Journal of Applied Mechanical Engineering

A Mechanistic Approach in Emerging Models in Plasticity Theory for Mechanical Engineering

Changqi Zhu^* Department of Mechanical Engineering, University of Electronic Science and Technology, Chengdu, China
^*Correspondence: Changqi Zhu, Department of Mechanical Engineering, University of Electronic Science and Technology, Chengdu, China, Email:

Received: 04-Sep-2023, Manuscript No. JAME-23-23378; Editor assigned: 06-Sep-2023, Pre QC No. JAME-23-23378 (PQ); Reviewed: 20-Sep-2023, QC No. JAME-23-23378; Revised: 01-Oct-2023, Manuscript No. JAME-23-23378 (R); Published: 04-Oct-2023, DOI: 10.35248/2168-9873.23.12.495

Description

Plasticity theory, a fundamental concept in the field of mechanical engineering, plays a vital role in understanding and predicting the behaviour of materials subjected to stress and deformation. It provides valuable insights into the permanent, irreversible deformations that materials experience beyond their elastic limits. The comprehension of plasticity theory is essential for designing reliable and safe structures, machinery, and components. Plasticity refers to the permanent deformation of a material when subjected to external forces, and plasticity theory is a framework used to analyse and model this behaviour. When stress exceeds a material's yield point, it enters the plastic region, where it undergoes permanent deformation. Yield Criterion is a mathematical expression that defines the conditions under which a material begins to deform plastically. Common yield criteria include Von Mises yield criterion, Tresca yield criterion, and Drucker-Prager yield criterion. Flow Rule describes the rate at which plastic deformation occurs in a material. Common flow rules include associated flow rule, non-associated flow rule, and isotropic hardening. Hardening Rule defines how the material's yield point changes with plastic deformation. It can be isotropic or kinematic, affecting the stress-strain behaviour of the material. The stress-strain curve is a fundamental representation of a material's behaviour under stress. In plasticity theory, this curve illustrates the relationship between stress (force per unit area) and strain (deformation) in a material. The curve typically includes an elastic region, where the material returns to its original shape after stress is removed, and a plastic region, where permanent deformation occurs. The point where the curve transitions from elastic to plastic behaviour is the yield point, determined by the material's yield criterion.

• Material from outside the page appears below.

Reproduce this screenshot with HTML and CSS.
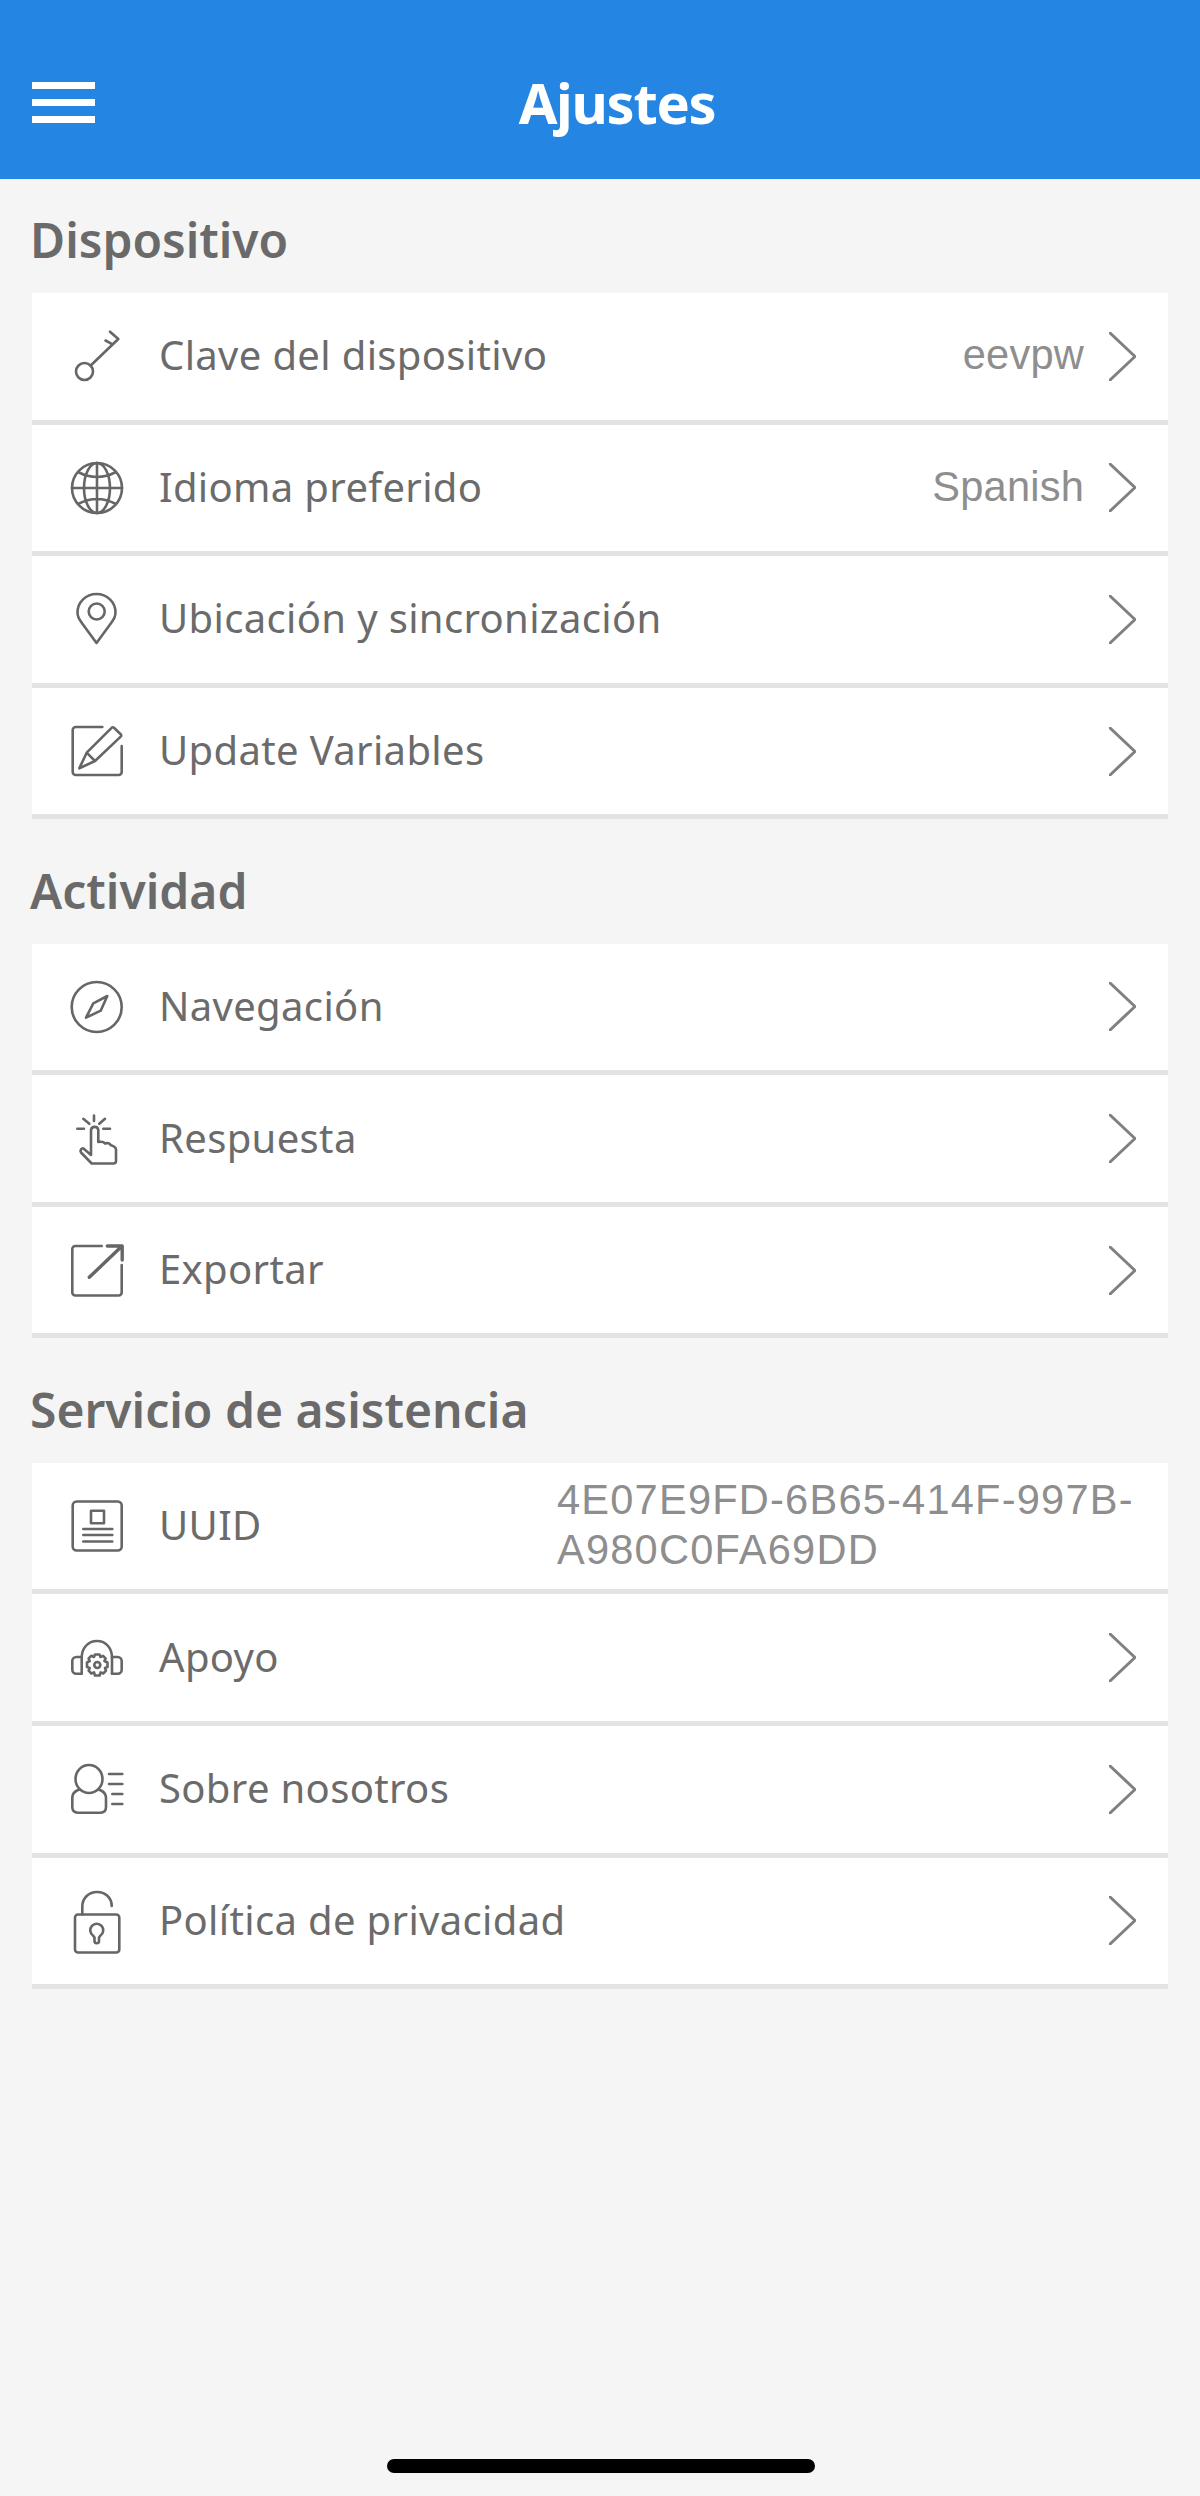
FILE: index.html
```html
<!DOCTYPE html>
<html lang="es">
<head>
<meta charset="utf-8">
<title>Ajustes</title>
<link rel="stylesheet" href="styles.css">
</head>
<body>
<header class="topbar">
  <button class="menu" aria-label="Menu"><span></span><span></span><span></span></button>
  <h1 class="title">Ajustes</h1>
</header>
<main class="content">
  <section class="group group-first">
    <h2 class="group-title">Dispositivo</h2>
    <ul class="list">
      <li class="row">
        <svg class="icon" viewBox="0 0 60 60"><circle cx="17.5" cy="45.5" r="8.5"/><path d="M23.7 39.5 51.3 13 43 5.7M44.7 17.8 38.5 14.5"/></svg>
        <span class="label">Clave del dispositivo</span>
        <span class="value">eevpw</span>
        <svg class="chev" viewBox="0 0 27 49"><path d="M1 1 26 24.5 1 48"/></svg>
      </li>
      <li class="row">
        <svg class="icon" viewBox="0 0 60 60"><circle cx="30" cy="30" r="25"/><ellipse cx="30" cy="30" rx="13" ry="25"/><path d="M30 5V55M5 30H55M11 14Q30 24 49 14M11 46Q30 36 49 46"/></svg>
        <span class="label">Idioma preferido</span>
        <span class="value">Spanish</span>
        <svg class="chev" viewBox="0 0 27 49"><path d="M1 1 26 24.5 1 48"/></svg>
      </li>
      <li class="row">
        <svg class="icon" viewBox="0 0 60 60"><path d="M29.5 54 14.5 33.5C11.5 29.5 10.5 27 10.5 23.5 10.5 13 19 5 29.5 5S48.5 13 48.5 23.5C48.5 27 47.5 29.5 44.5 33.5Z"/><circle cx="29.7" cy="22.5" r="8"/></svg>
        <span class="label">Ubicación y sincronización</span>
        <svg class="chev" viewBox="0 0 27 49"><path d="M1 1 26 24.5 1 48"/></svg>
      </li>
      <li class="row">
        <svg class="icon" viewBox="0 0 60 60"><path d="M35.3 6H8.700A3 3 0 0 0 5.700 9V51A3 3 0 0 0 8.700 54H51.700A3 3 0 0 0 54.700 51V25"/><path d="M12.300 47.300 19.700 31.700 44.600 6.800A1.600 1.600 0 0 1 47 6.800L53.700 13.200A1.600 1.600 0 0 1 53.700 15.600L28 40ZM19.700 31.700 28 40"/></svg>
        <span class="label">Update Variables</span>
        <svg class="chev" viewBox="0 0 27 49"><path d="M1 1 26 24.5 1 48"/></svg>
      </li>
    </ul>
  </section>
  <section class="group">
    <h2 class="group-title">Actividad</h2>
    <ul class="list">
      <li class="row">
        <svg class="icon" viewBox="0 0 60 60"><circle cx="29.7" cy="30" r="25"/><path d="M40.300 19 33.700 33.700 19 40.700 26.300 26.300Z"/></svg>
        <span class="label">Navegación</span>
        <svg class="chev" viewBox="0 0 27 49"><path d="M1 1 26 24.5 1 48"/></svg>
      </li>
      <li class="row">
        <svg class="icon" viewBox="0 0 60 60"><path d="M27 6.500V12M16.300 9.800 22.300 14.800M38 9.800 32.300 14.800M10.300 19.800H17M36.300 19.800H43"/><path d="M24 46 16.500 39.500C15 38.500 12.500 41.500 14 43.500L24.700 54.500H46.500C48 54.500 49 53.500 49 52V40.500C49 38 46.500 37 43.500 36 43 34.500 40.500 33.500 38 34.500 37 33 34 32.500 31.300 33V21A3.700 3.700 0 0 0 24 21Z"/></svg>
        <span class="label">Respuesta</span>
        <svg class="chev" viewBox="0 0 27 49"><path d="M1 1 26 24.5 1 48"/></svg>
      </li>
      <li class="row">
        <svg class="icon" viewBox="0 0 60 60"><path d="M34.700 6H8.300A3 3 0 0 0 5.300 9V52.500A3 3 0 0 0 8.300 55.500H51.700A3 3 0 0 0 54.700 52.500V25"/><path d="M22.300 37.300 54 7M40.300 6H55.200V20" class="thick"/></svg>
        <span class="label">Exportar</span>
        <svg class="chev" viewBox="0 0 27 49"><path d="M1 1 26 24.500 1 48"/></svg>
      </li>
    </ul>
  </section>
  <section class="group">
    <h2 class="group-title">Servicio de asistencia</h2>
    <ul class="list">
      <li class="row">
        <svg class="icon" viewBox="0 0 60 60"><rect x="5.700" y="5.500" width="49" height="49" rx="4"/><rect x="24" y="14.700" width="13" height="12.600"/><path d="M16.300 33H45.300M16.300 39H45.300M16.300 45.500H45.300"/></svg>
        <span class="label">UUID</span>
        <span class="value value-wrap">4E07E9FD-6B65-414F-997B-A980C0FA69DD</span>
      </li>
      <li class="row">
        <svg class="icon" viewBox="0 0 60 60"><path d="M14.700 45.500V30C14.700 20 21 13 30 13S45 20 45 30V45.500"/><path d="M14.700 29H9.300A4 4 0 0 0 5.300 33V41.700A4 4 0 0 0 9.300 45.700H14.700M45 29H50.700A4 4 0 0 1 54.700 33V41.700A4 4 0 0 1 50.700 45.700H45"/><path d="M28 26.500H32.500L33.500 29 36 27.800 38.600 30.400 37.400 33 40.500 34.500V39L38 40 39 42.700 36.200 45.500 33.600 44.400 32.600 47.500H28L27 44.400 24.400 45.500 21.600 42.700 22.700 40 20 39V34.500L22.700 33 21.600 30.400 24.400 27.800 27 29Z"/><circle cx="30.300" cy="37" r="3"/></svg>
        <span class="label">Apoyo</span>
        <svg class="chev" viewBox="0 0 27 49"><path d="M1 1 26 24.500 1 48"/></svg>
      </li>
      <li class="row">
        <svg class="icon" viewBox="0 0 60 60"><ellipse cx="22" cy="20" rx="13.500" ry="14"/><path d="M12.500 30.500 10 31.500C7 33 5.300 35.500 5.300 39V48C5.300 51.500 7.500 53.700 11 53.700H33.500C37 53.700 39 51.500 39 48V39C39 35.500 37 33 34 31.500L31.500 30.500"/><path d="M42 15H55.300M42 25H55.300M45.300 35H55.300M45.300 45H55.300"/></svg>
        <span class="label">Sobre nosotros</span>
        <svg class="chev" viewBox="0 0 27 49"><path d="M1 1 26 24.500 1 48"/></svg>
      </li>
      <li class="row">
        <svg class="icon" viewBox="0 0 60 60"><rect x="8" y="23.500" width="44.300" height="38" rx="3"/><path d="M15.300 23.500V15.500C15.300 7 22 1 30 1S44.700 6.500 44.700 15"/><path d="M27.500 46.500 26 44.500A6.500 6.500 0 1 1 33.500 44.500L32 46.500V50A2.200 2.200 0 0 1 27.500 50Z"/></svg>
        <span class="label">Política de privacidad</span>
        <svg class="chev" viewBox="0 0 27 49"><path d="M1 1 26 24.500 1 48"/></svg>
      </li>
    </ul>
  </section>
</main>
<div class="home-indicator"></div>
</body>
</html>
```

FILE: styles.css
```css
* {
  box-sizing: border-box;
}

html,
body {
  margin: 0;
  padding: 0;
}

body {
  width: 1200px;
  height: 2496px;
  background: #f5f5f5;
  font-family: "Noto Sans", "Open Sans", sans-serif;
  color: #666;
  position: relative;
  overflow: hidden;
}

.topbar {
  display: flex;
  align-items: center;
  height: 180px;
  padding: 25px 61px 0 32px;
  background: #2585e2;
  border-bottom: 1px solid #e8f1fb;
}

.menu {
  display: flex;
  flex-direction: column;
  gap: 10px;
  width: 63px;
  padding: 0;
  border: 0;
  background: none;
}

.menu span {
  display: block;
  height: 7px;
  background: #fff;
}

.title {
  flex: 1;
  margin: 0;
  font-size: 56px;
  font-weight: 700;
  line-height: 60px;
  letter-spacing: -1.3px;
  text-align: center;
  color: #fff;
}

.content {
  padding: 0 32px;
}

.group-title {
  display: flex;
  align-items: center;
  height: 124.3px;
  margin: 0 0 0 -2px;
  padding-top: 17px;
  font-size: 48px;
  font-weight: 600;
  color: #6a6a6a;
}

.group-first .group-title {
  height: 113px;
  padding-top: 12px;
  padding-bottom: 6px;
}

.list {
  margin: 0;
  padding: 0;
  list-style: none;
}

.row {
  display: flex;
  align-items: center;
  height: 131.6px;
  padding: 0 32px 0 35px;
  background: #fff;
  border-bottom: 5px solid #e3e3e3;
}

.icon {
  flex: none;
  width: 60px;
  height: 60px;
  margin-right: 32px;
  overflow: visible;
  fill: none;
  stroke: #666;
  stroke-width: 2.6;
  stroke-linecap: round;
  stroke-linejoin: round;
}

.icon .thick {
  stroke-width: 3.4;
}

.label {
  flex: 1;
  padding-bottom: 3px;
  font-size: 40px;
  letter-spacing: 0.35px;
  color: #6b6b6b;
}

.value {
  margin-left: 20px;
  padding-bottom: 2px;
  font-family: "Liberation Sans", Arial, sans-serif;
  font-size: 41.6px;
  line-height: 50px;
  letter-spacing: 0.2px;
  color: #8e8e8e;
}

.value-wrap {
  flex: none;
  width: 582px;
  margin-right: -3px;
  margin-left: 0;
  letter-spacing: 1.2px;
}

.chev {
  flex: none;
  width: 27px;
  height: 49px;
  margin-left: 25px;
  fill: none;
  stroke: #808080;
  stroke-width: 3;
  stroke-linecap: round;
  stroke-linejoin: round;
}

.home-indicator {
  position: absolute;
  left: 387px;
  top: 2459px;
  width: 428px;
  height: 14px;
  border-radius: 7px;
  background: #000;
}
```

Plasticity theory is critical for analysing the behaviour of structures under different loading conditions. Understanding how materials deform plastically helps engineers design structures that can sustain the anticipated stress levels while maintaining safety and reliability. In metalworking processes like forging, rolling, extrusion, and stamping, plasticity theory helps predict how metals will deform and flow, optimizing the manufacturing process for better quality and efficiency. In soil mechanics, plasticity theory is applied to analyse the behaviour of soils under various loads, aiding in foundation design, slope stability analysis, and tunnelling projects. Engineers use plasticity theory to choose appropriate materials for specific applications, considering factors such as the material's yield strength, ductility, and plastic behaviour under different conditions. Plasticity theory plays a important role in the design and manufacturing of components for aircraft, spacecraft, automobiles, and other vehicles. It helps engineers predict the behaviour of materials in extreme conditions and high-stress environments. Understanding how materials behave beyond their elastic limits is vital for designing structures and machines that operate safely under various conditions, including those that may cause plastic deformation. Plasticity theory enables engineers to optimize material usage by predicting the load capacity and durability of components. This results in cost-effective designs without compromising structural integrity. Knowledge of a material's plastic behaviour helps engineers design components with adequate margins of safety, reducing the risk of failure and minimizing maintenance costs. Advances in plasticity theory contribute to the development of new materials, manufacturing processes, and technologies, pushing the boundaries of what can be achieved in mechanical engineering. Plasticity theory is a fundamental aspect of mechanical engineering that provides a deep understanding of how materials deform and behave under stress. By comprehending the principles and applications of plasticity theory, engineers can design and create efficient, safe, and durable structures and machinery for a wide array of applications. Plasticity theory will continue to be a pillar of mechanical engineering as technology develops, stimulating creativity and allowing the creation of innovative solutions for a world that is changing all the time.